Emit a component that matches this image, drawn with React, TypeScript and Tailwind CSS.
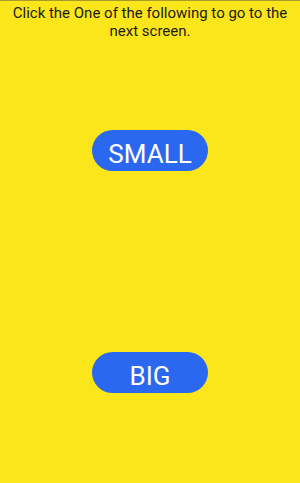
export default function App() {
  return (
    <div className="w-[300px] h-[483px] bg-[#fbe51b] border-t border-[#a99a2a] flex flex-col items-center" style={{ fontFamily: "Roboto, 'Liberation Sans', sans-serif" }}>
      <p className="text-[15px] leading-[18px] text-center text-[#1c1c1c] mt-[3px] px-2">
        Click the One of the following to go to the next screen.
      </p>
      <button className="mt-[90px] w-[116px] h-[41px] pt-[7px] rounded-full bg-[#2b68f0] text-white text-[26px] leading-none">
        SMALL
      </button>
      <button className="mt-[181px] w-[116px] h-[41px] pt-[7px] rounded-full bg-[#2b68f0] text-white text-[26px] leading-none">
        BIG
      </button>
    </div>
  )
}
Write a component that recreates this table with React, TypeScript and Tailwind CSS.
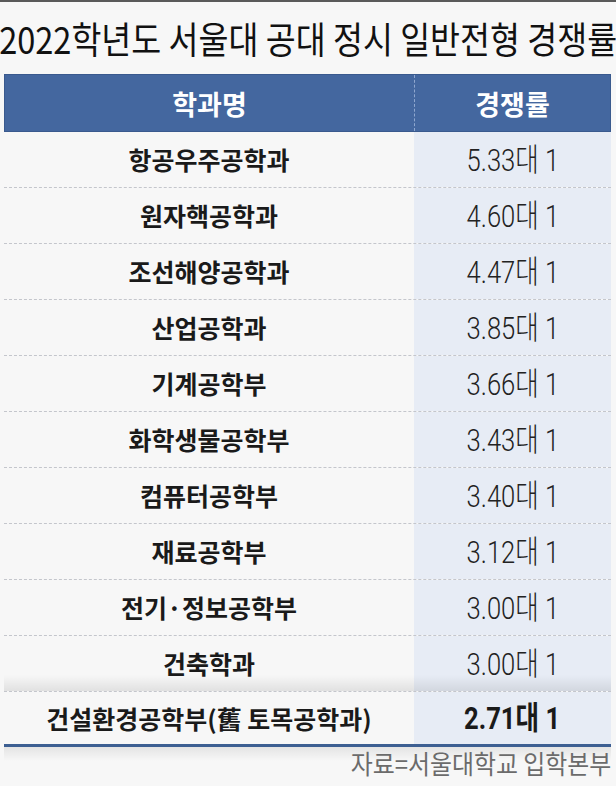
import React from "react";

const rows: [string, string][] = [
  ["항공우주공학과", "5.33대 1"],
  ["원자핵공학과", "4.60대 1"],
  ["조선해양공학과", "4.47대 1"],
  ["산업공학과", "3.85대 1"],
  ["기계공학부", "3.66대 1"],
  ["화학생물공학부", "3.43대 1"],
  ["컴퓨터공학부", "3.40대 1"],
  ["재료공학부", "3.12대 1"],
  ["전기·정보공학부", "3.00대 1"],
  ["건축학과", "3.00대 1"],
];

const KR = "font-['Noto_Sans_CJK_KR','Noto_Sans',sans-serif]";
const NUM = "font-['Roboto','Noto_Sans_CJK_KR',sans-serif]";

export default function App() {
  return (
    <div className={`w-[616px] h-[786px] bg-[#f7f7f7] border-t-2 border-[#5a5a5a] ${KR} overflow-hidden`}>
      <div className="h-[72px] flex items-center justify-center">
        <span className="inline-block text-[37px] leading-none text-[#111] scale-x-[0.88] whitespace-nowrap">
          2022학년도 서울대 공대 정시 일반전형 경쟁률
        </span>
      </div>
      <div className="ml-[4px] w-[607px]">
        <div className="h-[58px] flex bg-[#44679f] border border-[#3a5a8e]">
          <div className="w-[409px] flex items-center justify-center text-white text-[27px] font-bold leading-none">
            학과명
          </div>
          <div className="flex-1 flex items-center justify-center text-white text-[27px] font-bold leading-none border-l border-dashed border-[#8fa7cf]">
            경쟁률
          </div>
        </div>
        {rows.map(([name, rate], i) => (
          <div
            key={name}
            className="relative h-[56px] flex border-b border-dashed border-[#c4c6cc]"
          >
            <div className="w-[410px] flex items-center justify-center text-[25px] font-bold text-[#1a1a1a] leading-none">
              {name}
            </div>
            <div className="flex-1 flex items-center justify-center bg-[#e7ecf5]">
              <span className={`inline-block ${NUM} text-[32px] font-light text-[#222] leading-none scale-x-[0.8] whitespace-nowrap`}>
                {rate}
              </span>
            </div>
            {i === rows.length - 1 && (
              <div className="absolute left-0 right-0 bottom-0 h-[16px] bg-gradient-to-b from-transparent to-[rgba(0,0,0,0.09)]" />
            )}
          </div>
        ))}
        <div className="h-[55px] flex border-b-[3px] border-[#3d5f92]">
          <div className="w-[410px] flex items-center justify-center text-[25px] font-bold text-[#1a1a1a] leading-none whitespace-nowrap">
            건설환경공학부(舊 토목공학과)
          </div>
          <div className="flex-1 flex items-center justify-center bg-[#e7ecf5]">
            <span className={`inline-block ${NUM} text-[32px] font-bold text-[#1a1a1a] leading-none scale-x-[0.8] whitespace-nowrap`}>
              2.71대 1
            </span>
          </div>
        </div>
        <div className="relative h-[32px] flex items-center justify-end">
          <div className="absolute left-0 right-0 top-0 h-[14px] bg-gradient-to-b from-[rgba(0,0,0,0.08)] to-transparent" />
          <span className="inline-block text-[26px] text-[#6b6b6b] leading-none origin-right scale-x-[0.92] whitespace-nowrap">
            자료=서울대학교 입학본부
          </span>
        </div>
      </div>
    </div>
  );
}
== == ==
→ WORK TO DO: Search the data for "component" and list every line in which it occurs.

→ EXPECTED OUTPUT:
Emit a component that matches this image, drawn with React, TypeScript and Tailwind CSS.
Write a component that recreates this table with React, TypeScript and Tailwind CSS.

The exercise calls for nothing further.